(Reuters) – Superdry Plc <SDRY.L> sales continued to suffer from unusually warm weather through the British fashion chain’s two biggest trading months in November and December, prompting it to warn on Wednesday of an 11-million pound hit to profit last month.
The company, which has been striving to reduce its reliance on warm-weather clothing, said it had been going through a “difficult trading period” and said it expects to take another hit on profits in December if trading conditions do not improve.
Superdry also forecast that its underlying profit before tax for the year could almost half compared to 2017 and pre-market indicators pointed to a 10 percent fall in shares on opening on Wednesday.
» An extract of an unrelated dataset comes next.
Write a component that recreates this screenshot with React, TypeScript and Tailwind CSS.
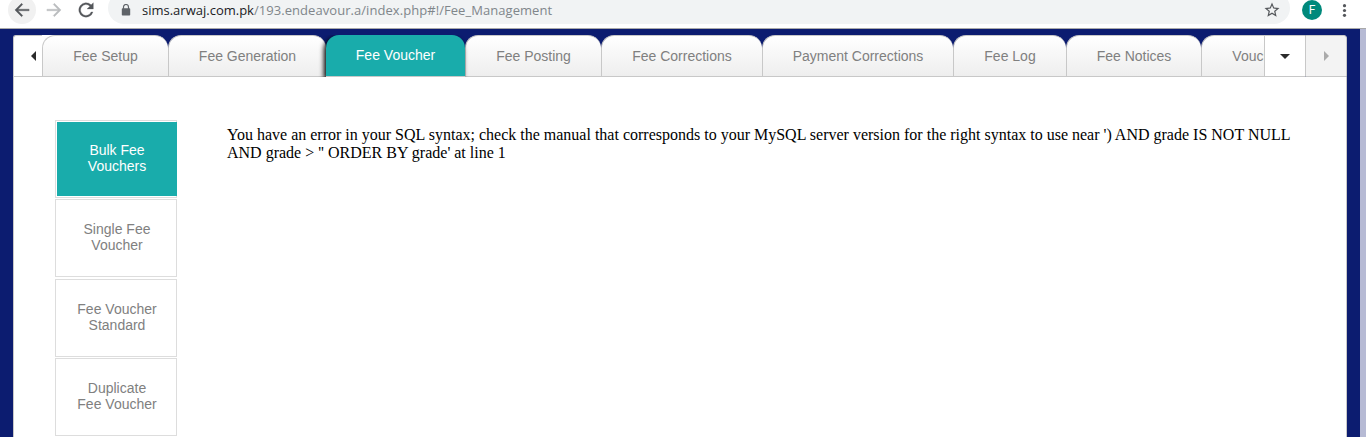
import React from "react";

const tabs = [
  { label: "Fee Setup", width: "w-[126px]" },
  { label: "Fee Generation", width: "w-[158px]" },
  { label: "Fee Voucher", width: "w-[139px]", active: true },
  { label: "Fee Posting", width: "w-[136px]" },
  { label: "Fee Corrections", width: "w-[161px]" },
  { label: "Payment Corrections", width: "w-[191px]" },
  { label: "Fee Log", width: "w-[113px]" },
  { label: "Fee Notices", width: "w-[135px]" },
  { label: "Vouchers", width: "w-[120px]" },
];

const sections = [
  { lines: ["Bulk Fee", "Vouchers"], active: true, gap: "mb-px" },
  { lines: ["Single Fee", "Voucher"], gap: "mb-[2px]" },
  { lines: ["Fee Voucher", "Standard"], gap: "mb-px" },
  { lines: ["Duplicate", "Fee Voucher"], gap: "" },
];

function BrowserBar() {
  return (
    <header className="flex h-[29px] shrink-0 items-start border-b border-[#a9a9a9] bg-white pl-2">
      <div className="-mt-1 flex size-7 shrink-0 items-center justify-center rounded-full bg-[#f1f1f1]">
        <svg width="20" height="20" viewBox="0 0 24 24" fill="#54575b" stroke="#54575b" strokeWidth="0.4">
          <path d="M20.5 11H7.3l5.6-5.6L11.5 4l-8 8 8 8 1.4-1.4L7.3 13h13.2z" />
        </svg>
      </div>
      <svg className="ml-2 shrink-0" width="20" height="20" viewBox="0 0 24 24" fill="#babcbe" stroke="#babcbe" strokeWidth="0.4">
        <path d="M3.5 11h13.2l-5.6-5.6L12.5 4l8 8-8 8-1.4-1.4 5.6-5.6H3.5z" />
      </svg>
      <svg className="ml-3 shrink-0" width="20" height="20" viewBox="0 0 24 24" fill="#54575b" stroke="#54575b" strokeWidth="0.3">
        <path d="M18.2 5.8A8.7 8.7 0 1 0 20.4 14.3h-2.3A6.5 6.5 0 1 1 16.6 7.4L13.2 10.8H20.8V3.2z" />
      </svg>
      <div className="-mt-2 ml-3 flex h-8 w-[1182px] shrink-0 items-center rounded-full bg-[#f1f3f4] pl-[13px] pr-2 pt-1">
        <svg width="10" height="12" viewBox="0 0 10 12" className="shrink-0">
          <path d="M2.5 5V3a2.5 2.5 0 0 1 5 0v2" fill="none" stroke="#5f6368" strokeWidth="1.2" />
          <rect x="0.8" y="4.2" width="8.4" height="7.3" rx="0.8" fill="#5f6368" />
        </svg>
        <span className="ml-[11px] whitespace-nowrap font-['Open_Sans',sans-serif] text-[13px] leading-4 tracking-[0.055px] text-[#80868b]">
          <span className="tracking-normal text-[#202124]">sims.arwaj.com.pk</span>/193.endeavour.a/index.php#!/Fee_Management
        </span>
        <svg className="ml-auto mr-px shrink-0" width="18" height="18" viewBox="0 0 24 24" fill="#54575b">
          <path d="M22 9.24l-7.19-.62L12 2 9.19 8.63 2 9.24l5.46 4.73L5.82 21 12 17.27 18.18 21l-1.63-7.03L22 9.24zM12 15.4l-3.76 2.27 1-4.28-3.32-2.88 4.38-.38L12 6.1l1.71 4.04 4.38.38-3.32 2.88 1 4.28L12 15.4z" />
        </svg>
      </div>
      <div className="ml-3 flex size-5 shrink-0 items-center justify-center rounded-full bg-[#00897b] font-['Roboto',sans-serif] text-[12px] leading-5 text-white">
        F
      </div>
      <svg className="ml-5 mt-1 shrink-0" width="5" height="14" viewBox="0 0 5 14" fill="#54575b">
        <circle cx="2.5" cy="1.7" r="1.6" />
        <circle cx="2.5" cy="6.5" r="1.6" />
        <circle cx="2.5" cy="11.3" r="1.6" />
      </svg>
    </header>
  );
}

function TabStrip() {
  return (
    <nav className="flex h-[42px] shrink-0">
      <button className="flex w-[29px] shrink-0 items-center justify-end rounded-tl-[3px] border-b border-l border-t border-[#c8c8c8] bg-white pr-[6px]">
        <svg width="5" height="10" viewBox="0 0 5 10">
          <path d="M5 0v10L0 5z" fill="#2b2b2b" />
        </svg>
      </button>
      <div className="flex w-[1222px] shrink-0 overflow-hidden bg-[linear-gradient(90deg,#fff_14px,#0c1c70_14px)]">
        {tabs.map((tab) =>
          tab.active ? (
            <button
              key={tab.label}
              className={`${tab.width} relative shrink-0 rounded-t-[13px] border-b border-[#c8c8c8] bg-[#19acab] text-[14px] text-white shadow-[-2px_2px_5px_#000]`}
            >
              {tab.label}
            </button>
          ) : (
            <button
              key={tab.label}
              className={`${tab.width} shrink-0 whitespace-nowrap rounded-t-[13px] border-b border-l border-t border-[#c8c8c8] bg-linear-to-b from-white to-[#eeeeee] text-[14px] text-[#808080]`}
            >
              {tab.label}
            </button>
          ),
        )}
      </div>
      <button className="flex w-[41px] shrink-0 items-center justify-center border-b border-l border-t border-[#c8c8c8] bg-white">
        <svg width="10" height="5" viewBox="0 0 10 5">
          <path d="M0 0h10L5 5z" fill="#2b2b2b" />
        </svg>
      </button>
      <button className="flex w-[42px] shrink-0 items-center justify-center rounded-tr-[3px] border border-[#c8c8c8] bg-[#f3f3f3]">
        <svg width="5" height="10" viewBox="0 0 5 10">
          <path d="M0 0v10l5-5z" fill="#aaaaaa" />
        </svg>
      </button>
    </nav>
  );
}

export default function App() {
  return (
    <div className="flex h-[437px] w-[1366px] flex-col overflow-hidden font-['Liberation_Sans',Arial,sans-serif]">
      <BrowserBar />
      <div className="flex min-h-0 flex-1 bg-[#0c1c70] pl-[13px] pt-[6px]">
        <div className="flex w-[1334px] shrink-0 flex-col">
          <TabStrip />
          <main className="flex flex-1 border-x border-[#c8c8c8] bg-white pl-[41px] pt-[43px]">
            <div className="w-[122px] shrink-0">
              {sections.map((section) => (
                <button
                  key={section.lines.join(" ")}
                  className={`flex h-[78px] w-full border border-[#dddddd] ${section.gap} ${
                    section.active ? "py-px pl-px text-white" : "text-[#808080]"
                  }`}
                >
                  <span
                    className={`flex h-full flex-1 flex-col items-center text-[14px] leading-4 ${
                      section.active ? "-mr-px bg-[#19acab] pt-5" : "pl-[2px] pt-[21px]"
                    }`}
                  >
                    {section.lines.map((line) => (
                      <span key={line}>{line}</span>
                    ))}
                  </span>
                </button>
              ))}
            </div>
            <p className="ml-[50px] mt-[6px] w-[1080px] font-['Liberation_Serif',serif] text-[16px] leading-[18px] text-black">
              You have an error in your SQL syntax; check the manual that corresponds to your MySQL server version for the right syntax to use near ') AND grade IS NOT NULL AND grade &gt; '' ORDER BY grade' at line 1
            </p>
          </main>
        </div>
        <div className="-mt-[6px] ml-auto w-[6px] bg-[#b6bad4]" />
      </div>
    </div>
  );
}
The company’s full-year profits tend to be heavily influenced by its performance in the second half, due to the popularity of its cold-weather jackets and sweaters, which account for 55 to 60 percent of autumn/winter sales.
Superdry shares have been falling all year, but they sank in October after it warned that full year profit would fall short of market expectations as Britain recorded its hottest summer in living memory.
The FTSE 250 company joins a growing list of European retailers, including the suit company Moss Bros Group <MOSB.L> and online fashion vendor Zalando SE <ZALG.DE>, that have financially suffered because of the unusually warm weather.
The company has been spending heavily to diversify its product range and reduce its reliance on winter clothing.
The moves however have roughly halved its underlying operating margins to 3.6 percent this year compared to last, with selling and distribution costs rising by 8.4 percent for the first-half ended 27 Oct.